Le Roi, ayant une fois pris son parti, montra la plus grande fermeté. Il donna lui-même les ordres pour que les cérémonies s’accomplissent avec toutes les formes usitées envers les rois ses prédécesseurs que sa prodigieuse mémoire lui rappelait dans tous les plus petits détails. Peu d’heures avant sa mort, le grand aumônier s’étant trompé en récitant les prières des agonisants, Louis XVIII le reprit et rétablit l’exactitude du texte avec une présence d’esprit et un calme qui ne l’abandonnèrent pas un moment.

La famille était réunie au fond de sa chambre et profondément affectée. Les médecins, le service, le clergé environnaient le lit. Le premier gentilhomme de la chambre soutenait le rideau. Au signal, donné par le premier médecin, que tout était fini, il le laissa tomber et se retourna en saluant les princes.

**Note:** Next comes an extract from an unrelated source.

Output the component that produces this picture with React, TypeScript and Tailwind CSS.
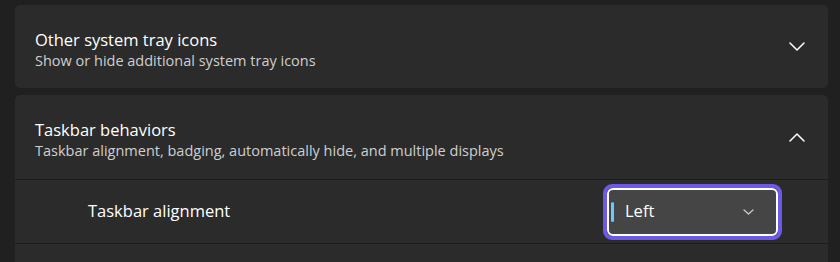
import React from 'react';

const font = { fontFamily: '"Segoe UI", "Open Sans", "Noto Sans", sans-serif' };

const Chevron: React.FC<{ up?: boolean }> = ({ up }) => (
  <svg width="16" height="9" viewBox="0 0 16 9" fill="none" className="shrink-0">
    <polyline
      points={up ? '1,8 8,1 15,8' : '1,1 8,8 15,1'}
      stroke="#ffffff"
      strokeWidth="1.5"
      strokeLinecap="round"
      strokeLinejoin="round"
    />
  </svg>
);

const Header: React.FC<{ title: string; subtitle: string; up?: boolean }> = ({ title, subtitle, up }) => (
  <div className="flex items-center justify-between pl-[20px] pr-[23px] h-[83px]">
    <div className="flex flex-col mt-[6px]">
      <span className="text-[16.5px] leading-[21px] text-white">{title}</span>
      <span className="text-[14.5px] leading-[21px] text-[#cfcfcf]">{subtitle}</span>
    </div>
    <Chevron up={up} />
  </div>
);

export default function App() {
  return (
    <div style={font} className="w-[840px] h-[262px] overflow-hidden bg-[#202020] pl-[15px] pr-[12px] pt-[5px] flex flex-col gap-[7px]">
      <div className="rounded-[5px] bg-[#2b2b2b]">
        <Header title="Other system tray icons" subtitle="Show or hide additional system tray icons" />
      </div>

      <div className="rounded-t-[5px] bg-[#2b2b2b] flex-1 flex flex-col">
        <div className="h-[84px] flex flex-col justify-center">
          <Header
            title="Taskbar behaviors"
            subtitle="Taskbar alignment, badging, automatically hide, and multiple displays"
            up
          />
        </div>
        <div className="h-px bg-[#1d1d1d]" />
        <div className="h-[63px] flex items-center justify-between pl-[73px] pr-[46px]">
          <span className="text-[16.5px] text-white">Taskbar alignment</span>
          <div className="rounded-[9px] border-[4px] border-[#6c5ae6]">
            <div className="w-[171px] h-[48px] rounded-[6px] border-2 border-white bg-[#454545] flex items-center pl-[2px] pr-[22px]">
              <span className="w-[3px] h-[20px] rounded-full bg-[#60cdff]" />
              <span className="ml-[11px] text-[16.5px] text-white flex-1">Left</span>
              <svg width="11" height="6" viewBox="0 0 11 6" fill="none">
                <polyline points="1,1 5.5,5 10,1" stroke="#cfcfcf" strokeWidth="1.2" strokeLinecap="round" strokeLinejoin="round" />
              </svg>
            </div>
          </div>
        </div>
        <div className="h-px bg-[#1d1d1d]" />
      </div>
    </div>
  );
}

Monsieur sortit en sanglotant ; Madame se préparait à le suivre. Jusque-là, elle avait toujours pris, comme fille de roi, le pas sur son mari ; arrivée à la porte elle s’arrêta tout court et, à travers les larmes sincères dont son visage était inondé, elle articula péniblement : « Passez, monsieur le Dauphin ». Il obéit sur-le-champ à l’appel, sans remarque et sans difficulté.

Le premier gentilhomme annonça : le Roi ; les gardes du corps répétèrent : le Roi et Charles X arriva dans son appartement.

Des voitures étaient déjà attelées. Il en ressortit aussitôt, avec toute sa famille, pour se rendre à Saint-Cloud, selon l’usage des rois de France qui ne séjournent jamais un instant dans le palais où leur prédécesseur vient de rendre le dernier soupir.